Still Jonesing
By Ben Strauss
Published August 1, 2007
Chicago Sports Review

Two weeks ago, 38-year-old Roy Jones Jr. stepped into a boxing ring for a fight that counted for the first time in almost a year. He is a boxer again.

"It ain't no comeback," he insists. "I never went nowhere."

Nowhere must be relative then. Between Sept. 25, 2004, and this past July 14 Jones was hired as a boxing analyst on HBO, and then fired. He put out his second rap CD. He appeared in the ring just three times, losing twice. During one stretch he took a full year off, and 11 months during another. It seemed like a reasonable assumption that his boxing career was finished. But you know what assuming does

 

"There was never a moment when I thought it was done," says Jones, proving once again the age-old truism--no one knows you better than yourself


Now, everyone knows it--especially Anthony Hanshaw. Just two weeks ago, Jones met a previously unbeaten and favored Hanshaw to reclaim the vacant IBC Light Heavyweight title. It wasn't the vintage, two-round knockout version of Jones, but it was a win. Jones won three judges' scorecards and reaffirmed to the world that he is back, or rather that he is still here.

 

Thirty-eight isn't old for a lot of things. Sure, Jones' window of opportunity to be a teenage tennis phenom has closed, and he just fought a guy who was 11-years-old when he won his first professional fight, but he beat him.


"Age is just a number," Jones says. "My body feels as good today as it did 10 years ago."

 

Look around boxing today and there is Bernard Hopkins, still fighting and winning at age 42, exactly four years and a day older than Jones. Hopkins is an astounding 12-2 since his 35th birthday.


Historically speaking, though, old age and winning tend to be mutually exclusive. Muhammad Ali leveled out at 3-3, while Joe Frazier fought just once after turning 35. The ageless Sugar Ray Robinson fought an incredible 56 times between the ages of 35 and 44, but with 15 losses. George Foreman is the oldest heavyweight champ at 44, but the grillmaster is the exception, not the rule.

 

Jones, meanwhile, is 2-3 since crossing the halfway point to septuagenarian-hood, but he's on a two-fight winning streak.

  

Age may be losing the battle of keeping Jones out of the ring, but it certainly seems capable of foiling his grand plans for the rest of his career. Talking to Jones about his future is like talking to Dick Cheney about Iraq; he may be a bit optimistic.
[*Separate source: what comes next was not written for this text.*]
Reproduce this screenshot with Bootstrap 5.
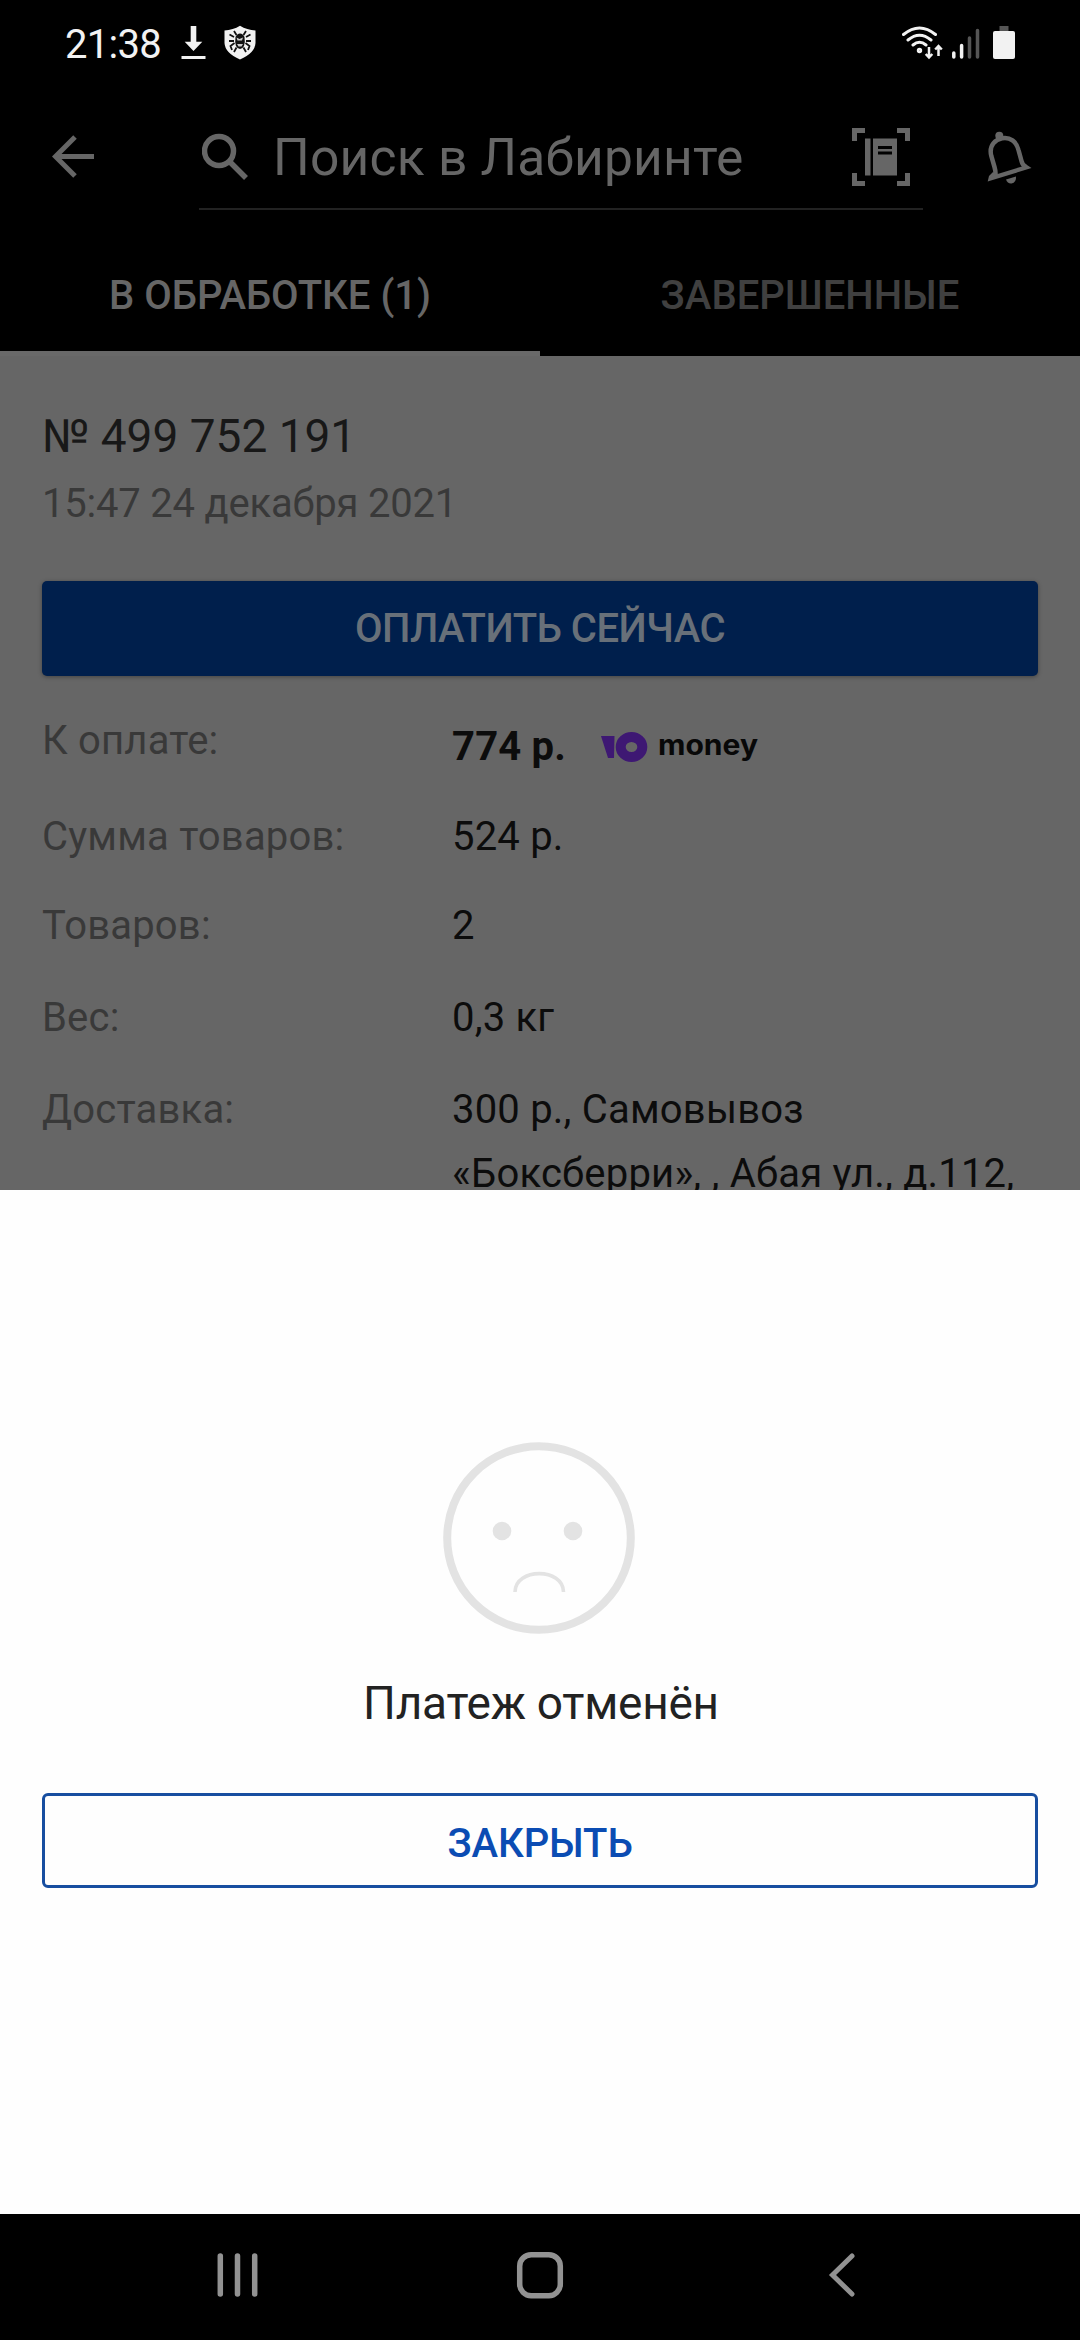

First he wants Tito Trinidad, and "I'll stop him," he says. Then he wants Glen Johnson and "I'll stop him," he says. The trifecta would be Antonio Tarver. "I'll stop him," says Jones with the same invariability as Lovie Smith discussing his starting quarterback.


But even beating a middleweight and two light heavyweights doesn't qualify as perfect.
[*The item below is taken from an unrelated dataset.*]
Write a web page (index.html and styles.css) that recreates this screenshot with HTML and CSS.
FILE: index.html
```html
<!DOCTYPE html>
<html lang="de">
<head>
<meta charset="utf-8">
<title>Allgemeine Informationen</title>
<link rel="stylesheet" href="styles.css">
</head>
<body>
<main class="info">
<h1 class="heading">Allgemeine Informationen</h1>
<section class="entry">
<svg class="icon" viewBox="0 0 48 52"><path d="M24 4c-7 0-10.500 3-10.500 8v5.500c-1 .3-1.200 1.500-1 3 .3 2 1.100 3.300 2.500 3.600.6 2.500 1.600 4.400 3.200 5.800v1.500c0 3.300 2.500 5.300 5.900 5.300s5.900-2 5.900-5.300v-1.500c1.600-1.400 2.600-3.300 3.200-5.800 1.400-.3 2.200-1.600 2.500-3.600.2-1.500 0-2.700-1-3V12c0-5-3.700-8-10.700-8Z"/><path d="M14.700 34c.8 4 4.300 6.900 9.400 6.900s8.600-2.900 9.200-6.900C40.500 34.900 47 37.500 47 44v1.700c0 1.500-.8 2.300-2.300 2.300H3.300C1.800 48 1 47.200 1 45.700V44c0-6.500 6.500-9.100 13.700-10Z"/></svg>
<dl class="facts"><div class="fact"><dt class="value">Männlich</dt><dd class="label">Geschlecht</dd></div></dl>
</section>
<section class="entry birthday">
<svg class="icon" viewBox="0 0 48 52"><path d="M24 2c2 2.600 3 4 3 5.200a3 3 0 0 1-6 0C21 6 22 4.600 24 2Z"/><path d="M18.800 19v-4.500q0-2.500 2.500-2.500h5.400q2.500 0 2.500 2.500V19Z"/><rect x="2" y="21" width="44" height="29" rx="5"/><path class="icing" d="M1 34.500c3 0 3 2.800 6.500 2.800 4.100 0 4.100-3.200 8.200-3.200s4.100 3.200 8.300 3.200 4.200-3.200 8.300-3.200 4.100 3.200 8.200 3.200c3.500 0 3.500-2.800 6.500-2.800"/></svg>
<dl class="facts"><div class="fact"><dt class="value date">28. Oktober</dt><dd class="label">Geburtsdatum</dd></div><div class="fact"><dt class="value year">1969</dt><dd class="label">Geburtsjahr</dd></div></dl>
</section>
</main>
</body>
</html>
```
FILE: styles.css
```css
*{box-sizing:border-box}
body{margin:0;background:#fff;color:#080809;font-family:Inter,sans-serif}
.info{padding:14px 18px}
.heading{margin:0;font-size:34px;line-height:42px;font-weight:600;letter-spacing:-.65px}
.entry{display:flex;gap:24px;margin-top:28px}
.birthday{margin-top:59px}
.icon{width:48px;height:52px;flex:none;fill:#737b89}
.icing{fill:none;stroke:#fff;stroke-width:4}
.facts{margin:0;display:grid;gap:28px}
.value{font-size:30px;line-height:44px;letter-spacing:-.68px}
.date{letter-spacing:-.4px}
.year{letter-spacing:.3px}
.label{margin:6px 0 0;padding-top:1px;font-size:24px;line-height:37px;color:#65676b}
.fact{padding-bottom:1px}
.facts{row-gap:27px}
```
"Then I'd go to the heavyweights and fight (Evander) Holyfield or (Wladimir) Klitchsko," he continues. "And I'd regain the heavyweight title."

Delusions of grandeur be damned, what's important is that Jones is at home in the ring. It's where he wants to be.

 

"I do what I like to do," he says. "And as long as I can do it, I will."

Also part of the reason he hasn't hung up the gloves is he lost three straight fights not too long ago. In 2004 and 2005, he coincidentally sandwiched losses to Tarver around a knockout at the hands of Johnson, two of the guys he'd love to get another chance at. Asked if he would still be fighting if he hadn't lost those three fights, Jones admits that he might not.

But he contends it's not about a legacy. Jones already has one of the most impressive trophy cases in boxing history. He has titles in four weight classes, and is the first boxer in a hundred years to be a middleweight and heavyweight champion. He is regularly referred to as the best pound-for-pound fighter of all time. In other words, he already has a legacy, and not even he can tarnish it.

 

"It's like trying to take back all the best times Carl Lewis ran in the 100-meter dash," he says. "You can't do it."

 

Jones wants to ride off into the sunset, not limp away through the shadows. It's a battle of inner mettle, which brings Jones back to boxing simply because he still can. Why leave the ring when he knows--and just proved--he can still fight? Why stop being himself?

 

"You saw me in the ring against Hanshaw smiling," he says. "I was more myself then than in a long time."

 

Who Jones is right now is a boxer. It's who he's been for as long as he can remember. The more difficult question is who is Roy Jones if he's not a boxer?

 

"I don't know," he answers.

Perhaps that, more than anything, is why he boxes; and only when he no longer wants to fight can he truly answer. Only then can he walk away, no doubts lingering. Until that day, he isn't going anywhere. Although, as he'll tell you, it's not like he ever has.